Where It Falls Short
This isn't a silver bullet. A few caveats worth keeping in mind:
The heuristic can produce false positives on pages with other repeated structures, like sidebars full of similar-looking widgets or ad blocks. Sorting by cluster size helps, but it's not foolproof, and you may need additional filtering depending on the site.
It also won't handle JavaScript-rendered content out of the box. Sites that build their feeds client-side will need a headless browser (like Playwright or Selenium) to render the page before this kind of analysis can run on the resulting HTML.

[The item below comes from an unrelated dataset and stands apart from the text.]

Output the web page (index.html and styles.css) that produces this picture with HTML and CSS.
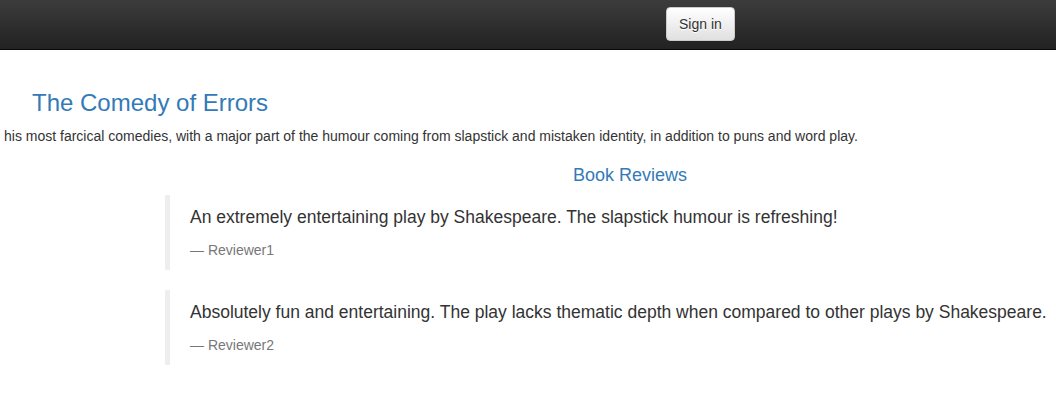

And as always, scraping should be done responsibly — check a site's robots.txt and terms of service, avoid hammering servers with rapid requests, and respect any rate limits or access restrictions that are in place.
Final Thoughts
The "Selector Cycle of Death" is one of the most frustrating parts of maintaining scrapers, and most of that frustration comes from designing scrapers that depend on details a site owner never promised to keep stable. Shifting the question from "where is this data?" to "what does this data look like structurally?" produces something noticeably more durable — not perfect, but a lot less likely to need a fix every time a site gets a facelift.